Essentially, we are told, Putin believes in a narrative that has the United States meddling everywhere, from the breaking away of former Soviet countries to the Arab Spring movement. We see and hear Andrei Klimov, a current member of the Russian Senate, explain that the United States interfered everywhere and Russia is sick and tired of it. But the narrative switches back to perceptions about Putin’s personal obsessions and state of mind. We’re told he brooded long on the end of the Muammar Gaddafi regime in Libya and became afraid that Gaddafi’s brutal, ignominious end might be his own looming fate if he did not cement Russia’s power in the world.

A central thread is the West’s inability to handle Putin’s actions in any coherent way. We are asked to make our own connections. The Winter Olympics in Sochi in 2014 were a triumph for Putin, an expression of his personal stature and an emanation of Russia’s claim to world-power status. The event seems to have spooked other leaders into showing respect when, in fact, Putin simply lied and denied when confronted about Russia’s actions in Crimea and in eastern Ukraine.

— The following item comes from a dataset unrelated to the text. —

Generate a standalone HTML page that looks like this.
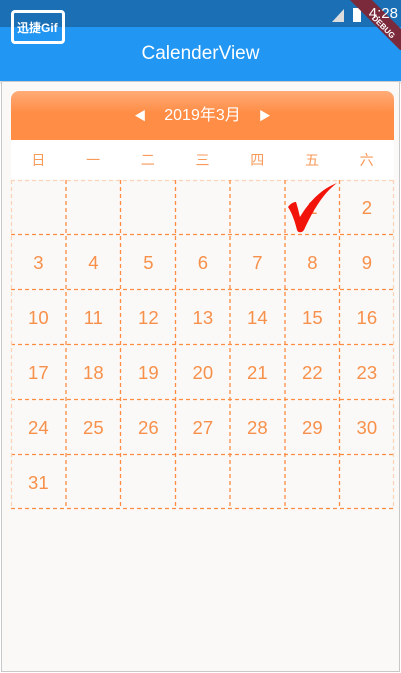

Antony Blinken, now the U.S. secretary of state, says Putin evaded questions from Barack Obama. When confronted, Putin just said, “What are you taking about?” and moved on. Baffled and unsure, it seems, numerous U.S. officials hesitated, over and over. Evelyn Farkas, then at the Pentagon, and someone who seems to have become deeply cynical about Putin, says declining to stand up to Russia was a grave mistake.

Eventually, the program becomes unnervingly about recent U.S. politics. Having been paranoid about U.S. interference in eastern Europe, the Kremlin was eager to interfere, undermine Hillary Clinton’s presidential campaign, and did so with glee. And the election of Donald Trump – unexpected in Moscow, we’re told – simply added gloss to Putin’s image in Russia. Now people believed he was so powerful he could determine U.S. elections. As former national security adviser Stephen Hadley says of Trump, “What’s not to like, if you’re Putin?”

In the end the conclusion is that Putin sees the United States as “a nation so divided that it’s paralyzed.” Perhaps. But with this admirably clear-eyed PBS program what you take away is those people who surround Putin, paralyzed by fear of him.